I had an interesting game recently where I was attacked early by two civs. I had one other city but my capital was positioned so that they went for it. It was in a strong defensive position (mountain on one side, river on two more, built on a hill, some river and hills making it difficult to approach). As soon as they came into view I bought walls in my capital, bringing it up to 22 or so defense against a 2 civ warrior/archer/chariot archer rush (deity level). Warriors would just bounce off a city that strong, nearly killing themselves to do 10-15 damage. However, they never attacked.

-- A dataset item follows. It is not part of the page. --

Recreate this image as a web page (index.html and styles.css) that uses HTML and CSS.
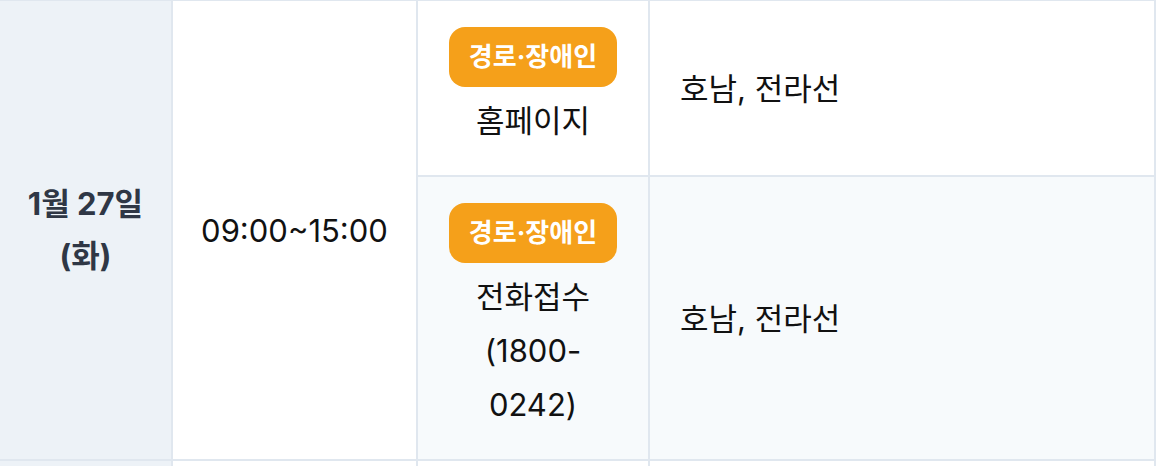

It was actually very effective. I had a slinger in my city but between the city and the unit they couldn't quite kill a warrior each turn. Split between two deity AIs they don't even notice those losses. They were occupying so much terrain around the city it had to work whatever tiles it could get and since they would be sitting on every tile adjacent to the city at the start of my turn I couldn't even build a second slinger to get out and harass them. Eventually I build/bought a couple more slingers at my second city and beat them back. After I did that I reloaded a save to see if there was a better way to fight them off. By holding off on building walls until they'd knocked my city down to 2/3-1/2 health I had a much easier time killing them quickly and creating some economic space for myself. Appearing too strong was preventing me from using the strength, HP and regeneration of my city as part of my defense and in the end made me much weaker than when I had less HP and regeneration but was able to use it. I wonder if the Walls of Babylon couldn't leave you in the same situation.

The whole thing was probably dependent on the two civs attacking simultaneously though. Neither one of them considers itself weakened enough to retreat but they are also preventing each other from getting into position with enough units to think they could attack. There's no reason a single deity AI couldn't muster the units to pull it off all by itself though.